I think the biggest challenge was finding good suppliers. If I was going to put my name on a product, I wanted it to be something of quality, something I would be proud to put my name on. We looked for suppliers who could not only make a quality product but also had great attention to detail and great communication skills. We started off with 15 and narrowed it down to 3 over many iterations of samples. In the process we learned a lot about fabrics, manufacturing processes, basically everything we would’ve known had we had any experience in the apparel/clothing industries. But I think we made up for lack of experience by asking a lot of questions and never wavering on quality or the vision we had in our minds of what our finished product needed to be.
10) So what advice would you give to any female entrepreneur who may not have your business background but is thinking of starting a business?
Don’t give up. There will be SO many problems, challenges, hurdles – whether you’re just starting out, 2 months, 2 years or 2 decades into the business
You have to find ways to be excited about the problems and challenges that are thrown at you.
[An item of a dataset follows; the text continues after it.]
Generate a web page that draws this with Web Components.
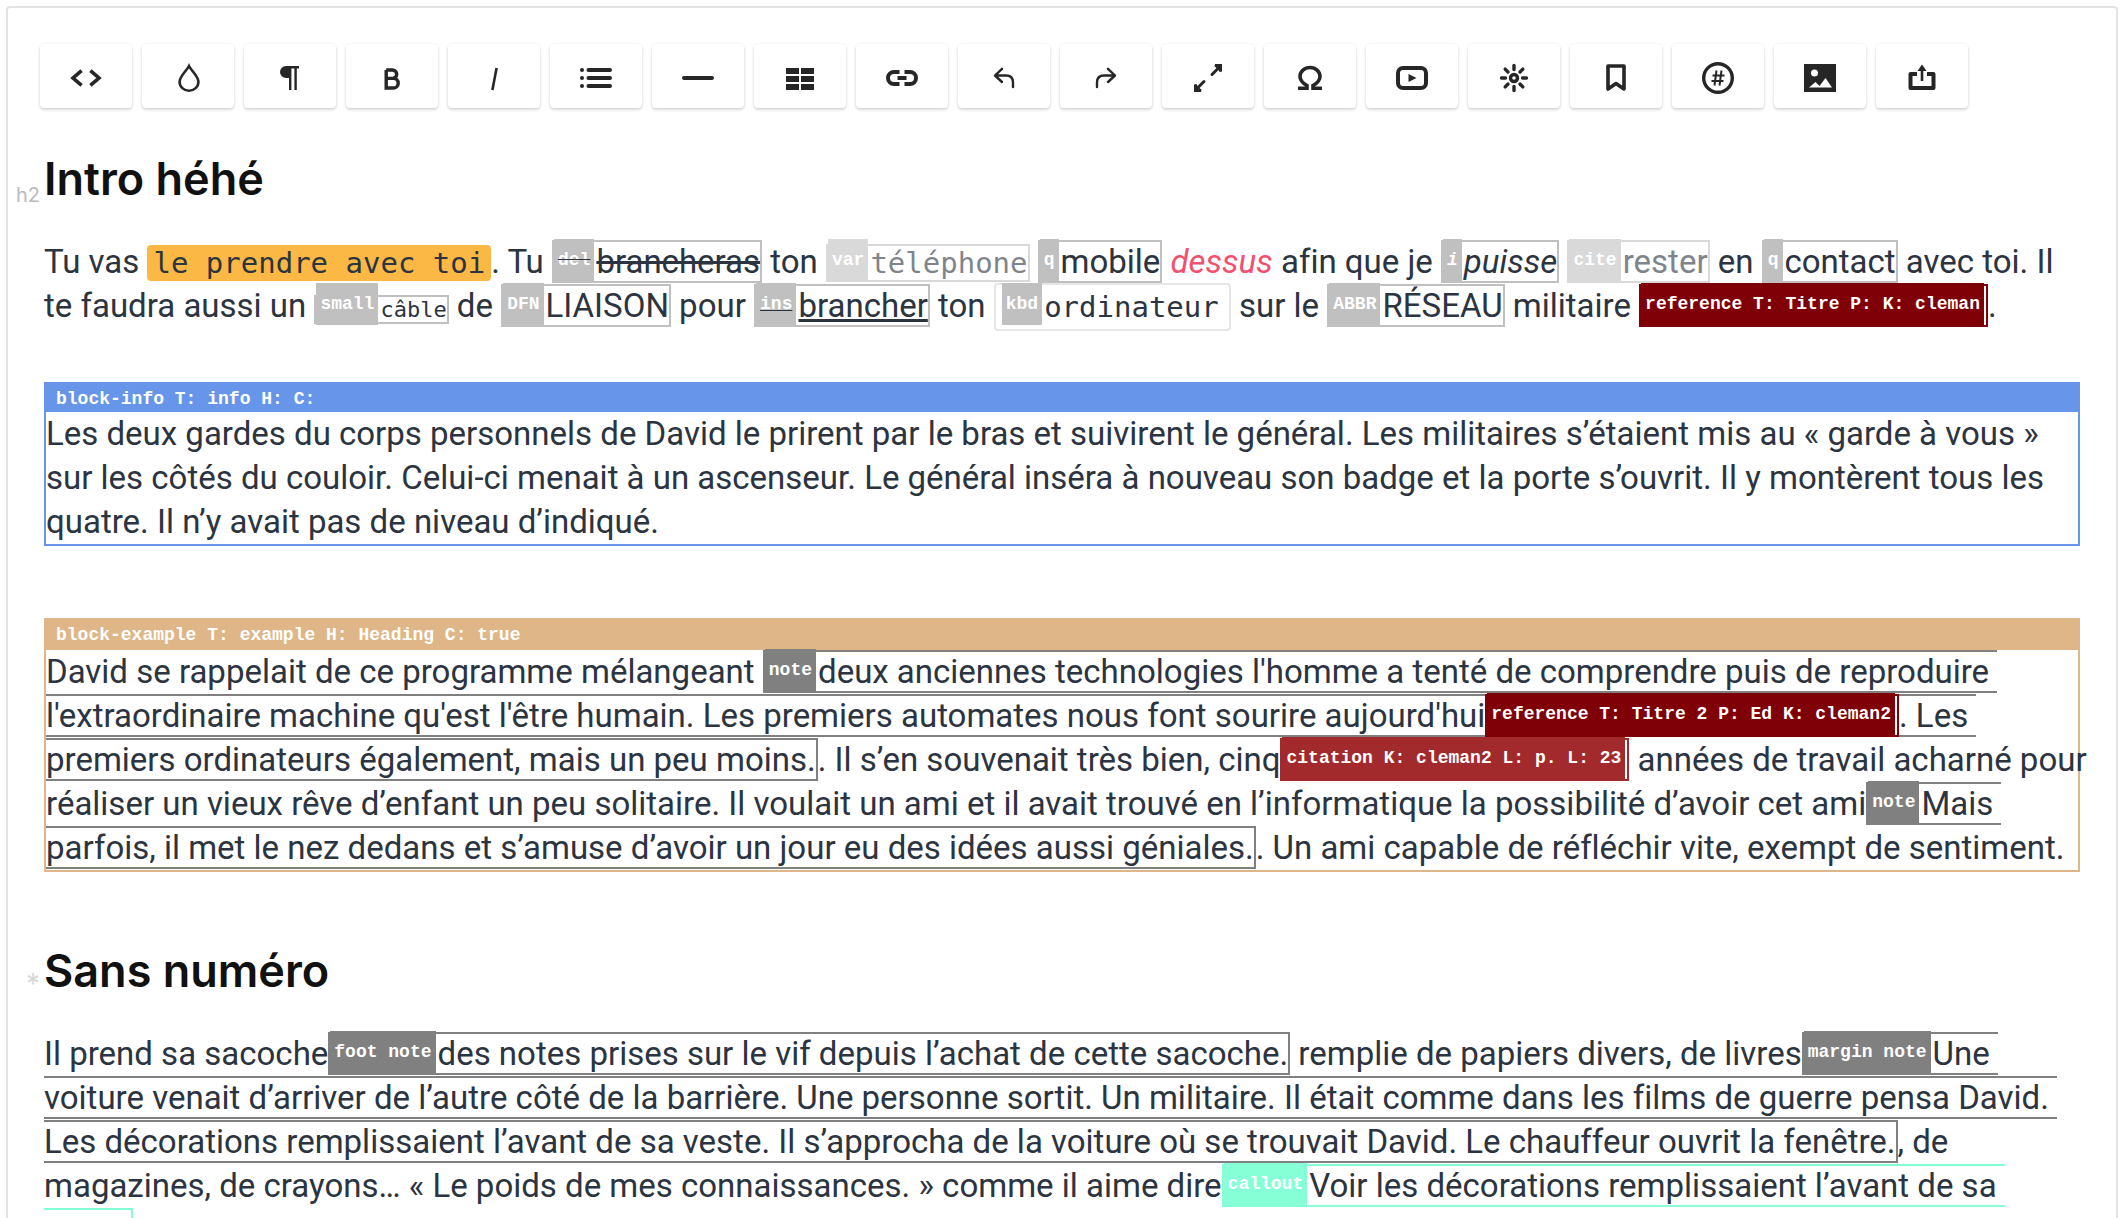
<!DOCTYPE html>
<html lang="fr">
<head>
<meta charset="utf-8">
<title>Éditeur</title>
<style>
html { height: 100%; overflow: hidden; }
body {
  margin: 0; padding: 6px 10px 0 6px; height: 100%; box-sizing: border-box; overflow: hidden;
  background: #fff; color: #2b3440;
  font-family: Roboto, "Liberation Sans", sans-serif; font-size: 33px; line-height: 44px;
  font-variant-ligatures: none;
}
</style>
</head>
<body>
<editor-frame>
  <tool-bar slot="tools"></tool-bar>

  <doc-heading class="first" marker="h2">Intro héhé</doc-heading>
  <doc-paragraph>Tu vas <inline-tag kind="code">le prendre avec toi</inline-tag>. Tu <inline-tag kind="del" label="del">brancheras</inline-tag> ton <inline-tag kind="var" label="var">téléphone</inline-tag> <inline-tag label="q">mobile</inline-tag> <inline-tag kind="em">dessus</inline-tag> afin que je <inline-tag kind="i" label="i">puisse</inline-tag> <inline-tag kind="cite" label="cite">rester</inline-tag> en <inline-tag label="q">contact</inline-tag> avec toi. Il te faudra aussi un <inline-tag kind="small" label="small">câble</inline-tag> de <inline-tag label="DFN">LIAISON</inline-tag> pour <inline-tag kind="ins" label="ins">brancher</inline-tag> ton <inline-tag kind="kbd" label="kbd">ordinateur</inline-tag> sur le <inline-tag label="ABBR">RÉSEAU</inline-tag> militaire <inline-tag kind="reference" label="reference T: Titre P: K: cleman"></inline-tag>.</doc-paragraph>

  <doc-block kind="info" label="block-info T: info H: C:">Les deux gardes du corps personnels de David le prirent par le bras et suivirent le général. Les militaires s’étaient mis au « garde à vous » sur les côtés du couloir. Celui-ci menait à un ascenseur. Le général inséra à nouveau son badge et la porte s’ouvrit. Il y montèrent tous les quatre. Il n’y avait pas de niveau d’indiqué.</doc-block>

  <doc-block kind="example" label="block-example T: example H: Heading C: true">David se rappelait de ce programme mélangeant <inline-tag kind="note" label="note">deux anciennes technologies l'homme a tenté de comprendre puis de reproduire l'extraordinaire machine qu'est l'être humain. Les premiers automates nous font sourire aujourd'hui<inline-tag kind="reference" label="reference T: Titre 2 P: Ed K: cleman2"></inline-tag>. Les premiers ordinateurs également, mais un peu moins.</inline-tag>. Il s’en souvenait très bien, cinq<inline-tag kind="citation" label="citation K: cleman2 L: p. L: 23"></inline-tag> années de travail acharné pour réaliser un vieux rêve d’enfant un peu solitaire. Il voulait un ami et il avait trouvé en l’informatique la possibilité d’avoir cet ami<inline-tag kind="note" label="note">Mais parfois, il met le nez dedans et s’amuse d’avoir un jour eu des idées aussi géniales.</inline-tag>. Un ami capable de réfléchir vite, exempt de sentiment.</doc-block>

  <doc-heading marker="*">Sans numéro</doc-heading>
  <doc-paragraph>Il prend sa sacoche<inline-tag kind="note" label="foot note">des notes prises sur le vif depuis l’achat de cette sacoche.</inline-tag> remplie de papiers divers, de livres<inline-tag kind="note" label="margin note">Une voiture venait d’arriver de l’autre côté de la barrière. Une personne sortit. Un militaire. Il était comme dans les films de guerre pensa David. Les décorations remplissaient l’avant de sa veste. Il s’approcha de la voiture où se trouvait David. Le chauffeur ouvrit la fenêtre.</inline-tag>, de magazines, de crayons… « Le poids de mes connaissances. » comme il aime dire<inline-tag kind="callout" label="callout">Voir les décorations remplissaient l’avant de sa veste.</inline-tag></doc-paragraph>
</editor-frame>

<script>
function shadow(el, html) {
  const root = el.attachShadow({ mode: "open" });
  root.innerHTML = html.trim();
  return root;
}

customElements.define("editor-frame", class extends HTMLElement {
  connectedCallback() {
    shadow(this, `
      <style>
        :host { display: block; box-sizing: border-box; min-height: 100%; background: #fff;
          border: 2px solid #e3e3e3; border-bottom: 0; border-radius: 4px 4px 0 0; padding: 36px 36px 0; }
        header { margin: 0 0 0 -4px; }
        main { display: flow-root; }
      </style>
      <header><slot name="tools"></slot></header>
      <main><slot></slot></main>`);
  }
});

const S = (w, body) => `<g fill="none" stroke="currentColor" stroke-width="${w}">${body}</g>`;
const rays = [0, 45, 90, 135, 180, 225, 270, 315]
  .map(a => `<path d="M20 7.5V11.5" transform="rotate(${a} 20 20)"/>`).join("");
const ICONS = [
  ["Code", S(3.6, `<path d="M15.6 12.6 7 20l8.6 7.4" /><path d="M24.4 12.6 33 20l-8.6 7.4"/>`)],
  ["Couleur", S(2.6, `<path d="M21 8C18.500 13 11.600 18 11.600 24a9.400 8.700 0 0 0 18.800 0c0-6-6.900-11-9.400-16z"/>`)],
  ["Paragraphe", `<path fill="currentColor" d="M16 8H29v2.600h-2.200V32h-2.400V10.600h-3V32h-2.400V20h-3A6 6 0 0 1 16 8z"/>`],
  ["Gras", S(3.4, `<path d="M14.200 11.700H20.500a4.200 4.200 0 0 1 0 8.400H14.200M14.200 20.100H21.400a4.800 4.800 0 0 1 0 9.600H14.200V11.700" transform="translate(0 .3)"/>`)],
  ["Italique", S(2.6, `<path d="M22.600 10 18.400 32"/>`)],
  ["Liste", S(4, `<path stroke-linecap="round" d="M12.500 12H34M12.500 20H34M12.500 28H34"/>`) + `<g fill="currentColor"><circle cx="6" cy="12" r="2"/><circle cx="6" cy="20" r="2"/><circle cx="6" cy="28" r="2"/></g>`],
  ["Filet", S(4, `<path stroke-linecap="round" d="M6 20H34"/>`)],
  ["Tableau", `<path fill="currentColor" d="M6 10h13v6H6zM21 10h13v6H21zM6 18h13v6H6zM21 18h13v6H21zM6 26h13v6H6zM21 26h13v6H21z"/>`],
  ["Lien", S(4, `<path d="M17.500 14H12a6 6 0 0 0 0 12h5.500M22.500 14H28a6 6 0 0 1 0 12h-5.500M15.500 20h9"/>`)],
  ["Annuler", S(2.4, `<path stroke-linecap="round" stroke-linejoin="round" d="M18 10.800 11 17.500l7 6.500M11.500 17.500h10.500q7 0 7 7V29"/>`)],
  ["Rétablir", S(2.4, `<path stroke-linecap="round" stroke-linejoin="round" d="M22 10.800 29 17.500l-7 6.500M28.500 17.500H18q-7 0-7 7V29"/>`)],
  ["Plein écran", S(3, `<path stroke-linecap="round" d="M24 16.500 31 9.500M16 23.500 9 30.500"/>`) + `<path fill="currentColor" d="M27 6H34v7.500l-2.500.500-1-2-2.500-2.500-1.500-1zM13 34H6V26.500l2.500-.500 1 2 2.500 2.500 1.500 1z"/>`],
  ["Caractère spécial", S(3.6, `<path d="M8 30.200H17V27.500C12.500 25 10 22 10 18.500a10 9 0 0 1 20 0c0 3.500-2.500 6.500-7 9v2.700H32"/>`)],
  ["Vidéo", S(4, `<rect x="6" y="10" width="28" height="20" rx="5"/>`) + `<path fill="currentColor" d="M16.500 16v8l8-4z"/>`],
  ["Lumière", S(3.4, `<g stroke-linecap="round">${rays}</g><circle cx="20" cy="20" r="3.500"/>`)],
  ["Signet", S(3.6, `<path d="M12 8H28V31L20 25.500 12 31z" stroke-linejoin="round"/>`)],
  ["Index", S(3.4, `<circle cx="20" cy="20" r="14.300"/>`) + S(2, `<path d="M18.500 12.500 16.500 27.500M23.500 12.500 21.500 27.500M14.500 17.500H26.500M13.500 23H25.500"/>`)],
  ["Image", `<path fill="currentColor" fill-rule="evenodd" d="M4 6h32v28H4zM11 15a3.500 3.500 0 1 0 7 0a3.500 3.500 0 1 0-7 0M9 29.500h23L25.500 20 19.500 28l-4-4z"/>`],
  ["Exporter", S(4, `<path d="M15 16H8.500V30h23V16H25" stroke-linejoin="round"/>`) + S(2.6, `<path d="M20 23V11"/>`) + `<path fill="currentColor" d="M15.500 13 20 6.500l4.500 6.500z"/>`]
];

customElements.define("tool-button", class extends HTMLElement {
  connectedCallback() {
    const [name, drawing] = ICONS[+this.getAttribute("icon")];
    shadow(this, `
      <style>
        :host { display: block; }
        button { display: flex; align-items: center; justify-content: center; width: 92px; height: 64px;
          padding: 4px 0 0; border: 0; border-radius: 4px; background: #fff; color: #262626;
          box-shadow: 0 2px 3px rgba(0,0,0,.14), 0 0 3px rgba(0,0,0,.08); }
        svg { display: block; width: 40px; height: 40px; overflow: visible; }
      </style>
      <button type="button" aria-label="${name}"><svg viewBox="0 0 40 40" aria-hidden="true">${drawing}</svg></button>`);
  }
});

customElements.define("tool-bar", class extends HTMLElement {
  connectedCallback() {
    shadow(this, `
      <style>
        :host { display: flex; flex-wrap: wrap; gap: 10px; }
      </style>
      ${ICONS.map((_, i) => `<tool-button icon="${i}"></tool-button>`).join("")}`);
  }
});

customElements.define("doc-heading", class extends HTMLElement {
  connectedCallback() {
    shadow(this, `
      <style>
        :host { display: block; margin: 69px 0 0; position: relative; color: #111; font-family: Inter, sans-serif; }
        :host(.first) { margin-top: 41px; }
        h2 { margin: 0; font-size: 45px; line-height: 60px; font-weight: 600; }
        .marker { position: absolute; right: 100%; bottom: 0; margin-right: 4px; font-size: 20px; line-height: 28px; color: #bbb; }
        :host([marker="*"]) .marker { font-size: 28px; line-height: 34px; color: #d8d8d8; }
      </style>
      <span class="marker">${this.getAttribute("marker")}</span><h2><slot></slot></h2>`);
  }
});

customElements.define("doc-paragraph", class extends HTMLElement {
  connectedCallback() {
    shadow(this, `
      <style>
        :host { display: block; margin: 31px 0 0; white-space: pre-wrap; }
        p { margin: 0; }
      </style><p><slot></slot></p>`);
  }
});

customElements.define("doc-block", class extends HTMLElement {
  connectedCallback() {
    shadow(this, `
      <style>
        :host { display: block; margin: 54px 0 0; border: 2px solid var(--tint); white-space: pre-wrap; }
        :host([kind="info"]) { --tint: #6695ea; }
        :host([kind="example"]) { --tint: #deb688; margin-top: 72px; }
        header { background: var(--tint); color: #fff; padding: 2px 10px 0; line-height: 26px;
          font-family: "Liberation Mono", monospace; font-size: 18px; font-weight: 700; }
        :host([kind="example"]) header { padding-bottom: 2px; }
        p { margin: 0 -12px 0 0; }
      </style><header>${this.getAttribute("label")}</header><p><slot></slot></p>`);
  }
});

customElements.define("inline-tag", class extends HTMLElement {
  connectedCallback() {
    const label = this.getAttribute("label");
    shadow(this, `
      <style>
        :host { --tint: #c0c0c0; display: inline; border: 2px solid var(--tint); }
        :host([kind="note"]) { --tint: #808080; }
        :host([kind="callout"]) { --tint: #86ffd7; }
        :host([kind="reference"]) { --tint: #7f0006; }
        :host([kind="citation"]) { --tint: #a32a2c; }
        :host([kind="del"]) span { text-decoration: line-through #2b3440; }
        :host([kind="ins"]) span { text-decoration: underline #2b3440; }
        :host([kind="i"]) { font-style: italic; }
        :host([kind="em"]) { border: 0; font-style: italic; color: #f2506f; }
        :host([kind="cite"]), :host([kind="var"]) { opacity: .6; }
        :host([kind="code"]), :host([kind="var"]), :host([kind="kbd"]), :host([kind="small"]) {
          font-family: "DejaVu Sans Mono", monospace; font-size: 29px; line-height: 0; }
        :host([kind="code"]) { border: 0; border-radius: 4px; padding: 1px 6px; background: #fcb844; }
        :host([kind="small"]) { font-size: 22px; }
        :host([kind="kbd"]) { border-color: #e6e6e6; border-radius: 4px; padding: 5px 10px 5px 6px; }
        .label { background: var(--tint); color: #fff; padding: 11px 4px; margin-right: 2px;
          vertical-align: 8px; line-height: 0; white-space: nowrap;
          font-family: "Liberation Mono", monospace; font-size: 18px; font-weight: 700; }
        :host([kind="kbd"]) .label { --tint: #c0c0c0; }
      </style>${label ? `<span class="label">${label}</span>` : ""}<span><slot></slot></span>`);
  }
});
</script>
</body>
</html>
They never go away – they just evolve and get more complicated as your business grows. So starting a business can’t just be about money. You have to have a bigger reason for it- whatever that is for you. For me, it was being able to fulfil a need that so many of my followers on Instagram were looking for AND being able to work with Tony – it was a way for us to spend time together, grow together and learn more about each other while building a business together
Get a mentor – whether it’s a real live person who has been through the same issues you’re going through or books/podcasts. My current fav is How I Built This- it’s a podcast that interviews the founders of businesses like Instagram, Reddit, Toms, Spanx – hearing their stories and the struggles they went through to launch their businesses/ keep their businesses afloat reassures me that what we’re experiencing is nothing new, that I can get through it.
In this day and age, no one can say I don’t have access to the right people. They are at your fingertips if you are willing to put in the time and effort to educate yourself.